In the mid 20th century, Mr. Wadley gave a number of public presentations on early Midland at civic organizations, churches and other venues. Excerpts from those presentations painted a picture of what Midland was like in the early going:
"It was the good old days in Midland when a quarter's worth of steak would feed a family of eight. Haircuts were 35 cents and shaves 15 cents. And the butcher would give you all the liver you wanted.
"My father came to Midland in the latter part of 1883 and established the first lumber yard. The family came in 1884. I was four at the time. Originally, the town was called Midway, it being just halfway between Fort Worth and El Paso.
"At the time we came here, there were probably only 40 to 50 people here.

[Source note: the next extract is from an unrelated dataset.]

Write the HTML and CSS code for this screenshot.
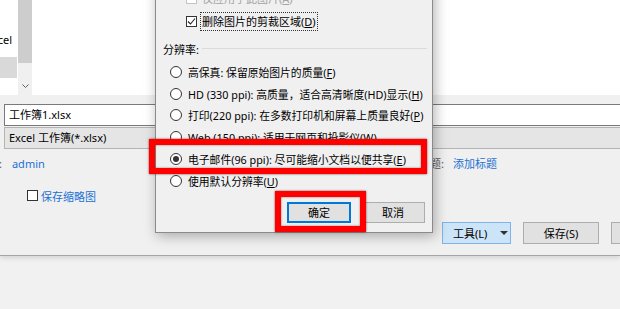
FILE: index.html
```html
<!DOCTYPE html>
<html lang="zh-CN">
<head>
    <meta charset="UTF-8">
    <title>另存为 - 压缩图片</title>
    <link rel="stylesheet" href="styles.css">
</head>
<body>
    <div class="save">
        <div class="browser">
            <div class="nav">
                <div class="nav-item">Excel</div>
                <div class="nav-item sel"></div>
            </div>
            <div class="scroll">
                <div class="thumb"></div>
                <div class="track">
                    <svg class="chev" width="7" height="5" viewBox="0 0 7 5"><polyline points="0.5,0.5 3.5,3.5 6.5,0.5" fill="none" stroke="#606060" stroke-width="1"/></svg>
                </div>
            </div>
            <div class="files"></div>
        </div>

        <div class="form">
            <div class="field name">工作簿1.xlsx</div>
            <div class="field type">Excel 工作簿(*.xlsx)</div>
            <div class="meta">
                <div class="meta-group left"><span class="lbl">作者:</span><span class="link">admin</span></div>
                <div class="meta-group right"><span class="lbl">标题:</span><span class="link">添加标题</span></div>
            </div>
            <div class="thumbopt"><span class="box"></span><span class="link">保存缩略图</span></div>
            <div class="actions">
                <button class="btn tools"><span>工具(L)</span><span class="caret"></span></button>
                <button class="btn">保存(S)</button>
                <button class="btn">取消</button>
            </div>
        </div>
    </div>

    <div class="compress">
        <div class="check-row disabled">
            <span class="cbox"></span>
            <span class="ctext">仅应用于此图片(<u>A</u>)</span>
        </div>
        <div class="check-row">
            <span class="cbox">
                <svg width="9" height="9" viewBox="0 0 9 9"><polyline points="1,4.5 3.5,7 8,1.5" fill="none" stroke="#222" stroke-width="1.1"/></svg>
            </span>
            <span class="ctext focus">删除图片的剪裁区域(<u>D</u>)</span>
        </div>

        <div class="section">
            <span>分辨率:</span>
            <span class="rule"></span>
        </div>

        <div class="radios">
            <div class="radio"><span class="dot"></span><span>高保真: 保留原始图片的质量(<u>F</u>)</span></div>
            <div class="radio"><span class="dot"></span><span>HD (330 ppi): 高质量，适合高清晰度(HD)显示(<u>H</u>)</span></div>
            <div class="radio"><span class="dot"></span><span>打印(220 ppi): 在多数打印机和屏幕上质量良好(<u>P</u>)</span></div>
            <div class="radio"><span class="dot"></span><span>Web (150 ppi): 适用于网页和投影仪(<u>W</u>)</span></div>
            <div class="radio"><span class="dot on"></span><span>电子邮件(96 ppi): 尽可能缩小文档以便共享(<u>E</u>)</span></div>
            <div class="radio"><span class="dot"></span><span>使用默认分辨率(<u>U</u>)</span></div>
        </div>

        <div class="dlg-actions">
            <button class="btn ok">确定</button>
            <button class="btn">取消</button>
        </div>
    </div>

    <div class="mark mark-email"></div>
    <div class="mark mark-ok"></div>
</body>
</html>
```

FILE: styles.css
```css
* {
    box-sizing: border-box;
}
body {
    margin: 0;
    width: 620px;
    height: 309px;
    overflow: hidden;
    position: relative;
    background: #f1f1f1;
    font-family: "Noto Sans", "Noto Sans CJK SC", sans-serif;
    font-size: 11px;
    color: #000;
}
u {
    text-decoration: underline;
    text-underline-offset: 1px;
}

/* save-as dialog behind */
.save {
    height: 256px;
    background: #f0f0f0;
    border-bottom: 1px solid #a5a5a5;
    box-shadow: 0 2px 5px rgba(0, 0, 0, 0.12);
}
.browser {
    display: flex;
    height: 95px;
}
.nav {
    width: 18px;
    background: #fff;
    overflow: hidden;
    padding-top: 32px;
}
.nav-item {
    height: 16px;
    line-height: 16px;
    margin-left: -14px;
    white-space: nowrap;
}
.nav-item.sel {
    height: 21px;
    margin: 9px 1px 0 0;
    background: #d9d9d9;
}
.scroll {
    width: 14px;
    display: flex;
    flex-direction: column;
    background: #f0f0f0;
}
.thumb {
    height: 63px;
    background: #cdcdcd;
}
.track {
    flex: 1;
    display: flex;
    align-items: flex-end;
    justify-content: center;
    padding-bottom: 6px;
}
.files {
    flex: 1;
    background: #fff;
}

.form {
    padding: 9px 0 0 4px;
}
.field {
    height: 22px;
    line-height: 20px;
    padding-left: 4px;
    margin-right: -10px;
    border: 1px solid #7a7a7a;
    white-space: nowrap;
}
.name {
    background: #fff;
}
.type {
    margin-top: 1px;
    background: #e5e5e5;
    border-color: #b4b4b4;
}
.meta {
    display: flex;
    height: 16px;
    line-height: 16px;
    margin-top: 7px;
}
.meta-group {
    display: flex;
    white-space: nowrap;
}
.meta-group.left {
    gap: 10px;
    margin-left: -27px;
}
.meta-group.right {
    gap: 9px;
    margin-left: auto;
    margin-right: 123px;
}
.lbl {
    color: #5c5c5c;
}
.link {
    color: #2370d4;
}
.thumbopt {
    display: flex;
    align-items: center;
    gap: 3px;
    height: 13px;
    margin: 17px 0 0 23px;
}
.box {
    width: 11px;
    height: 11px;
    background: #fff;
    border: 1px solid #333;
}
.actions {
    display: flex;
    gap: 12px;
    margin: 20px 0 0 438px;
}

.btn {
    height: 22px;
    padding: 0;
    font: inherit;
    color: #000;
    background: #e1e1e1;
    border: 1px solid #adadad;
    flex: none;
    white-space: nowrap;
}
.actions .btn {
    width: 76px;
}
.actions .tools {
    width: 69px;
    display: flex;
    align-items: center;
    padding-left: 10px;
    background: #cce4f7;
    border-color: #7eb4ea;
}
.caret {
    margin-left: 13px;
    border-left: 4px solid transparent;
    border-right: 4px solid transparent;
    border-top: 4px solid #333;
}

/* compress pictures dialog on top */
.compress {
    position: absolute;
    left: 155px;
    top: -20px;
    width: 278px;
    height: 253px;
    padding: 9px 5px 0 7px;
    background: #f0f0f0;
    border: 1px solid #8a8a8a;
    box-shadow: 2px 3px 12px rgba(0, 0, 0, 0.3);
}
.check-row {
    display: flex;
    align-items: center;
    height: 17px;
    padding-left: 23px;
    white-space: nowrap;
}
.check-row + .check-row {
    margin-top: 6px;
}
.cbox {
    width: 11px;
    height: 11px;
    flex: none;
    display: flex;
    align-items: center;
    justify-content: center;
    background: #fff;
    border: 1px solid #333;
}
.ctext {
    margin-left: 5px;
    line-height: 16px;
}
.focus {
    margin-left: 4px;
    padding: 0 1px;
    outline: 1px dotted #333;
    line-height: 17px;
}
.disabled .cbox {
    border-color: #c4c4c4;
}
.disabled .ctext {
    color: #a3a3a3;
}
.section {
    display: flex;
    align-items: center;
    gap: 3px;
    height: 17px;
    margin-top: 10px;
}
.rule {
    flex: 1;
    border-top: 1px solid #dadada;
}
.radios {
    margin-top: 4px;
    padding-left: 7px;
    font-size: 10.8px;
}
.radio {
    display: flex;
    align-items: center;
    gap: 6px;
    height: 21.8px;
    white-space: nowrap;
}
.dot {
    width: 12px;
    height: 12px;
    flex: none;
    display: flex;
    align-items: center;
    justify-content: center;
    border-radius: 50%;
    background: #fff;
    border: 1px solid #333;
}
.dot.on::after {
    content: "";
    width: 6px;
    height: 6px;
    border-radius: 50%;
    background: #333;
}
.dlg-actions {
    display: flex;
    justify-content: flex-end;
    gap: 10px;
    margin-top: 10px;
    padding-right: 2px;
}
.dlg-actions .btn {
    width: 64px;
    height: 21px;
}
.dlg-actions .ok {
    border: 2px solid #0078d7;
}

/* red highlight annotations */
.mark {
    position: absolute;
    border: 6px solid #f00;
    box-shadow: 0 0 2px rgba(60, 0, 0, 0.7), inset 0 0 2px rgba(60, 0, 0, 0.6);
}
.mark-email {
    left: 149px;
    top: 139px;
    width: 278px;
    height: 35px;
}
.mark-ok {
    left: 275px;
    top: 191px;
    width: 91px;
    height: 41px;
}
```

"Midland has always been a good town. Not a great many know that Midland once boasted a college. It was The Midland College. Parts of its main building can be seen on W. College St.
"The first church in Midland was baptist, located on N. Marienfeld street, where Service Drug stands now. It was soon followed by the establishment of Methodist, Catholic, Christian and Presbyterian. Other denominations came later.
"Midland has always been a good town but for its splendid progress and growth since the advent of oil, I give special credit to three men: T.S. Hogan, who built the Petroleum Building; Dr. John B Thomas, who built the Thomas Building (now the Leggett Building), and Clarence Scharbauer, who built the Scharbauer Hotel. But for the foresight and vision of these three in particular, I believe Midland would only be a town of 6,000 and just a suburb of Odessa."
Wadley's comments were excerpted from the Midland newspaper in the 1940s. Two of the three buildings he mentioned -- the Leggett Building (on Loraine across from the Hilton) and the Petroleum Building -- still stand some 70-80 years after they were constructed.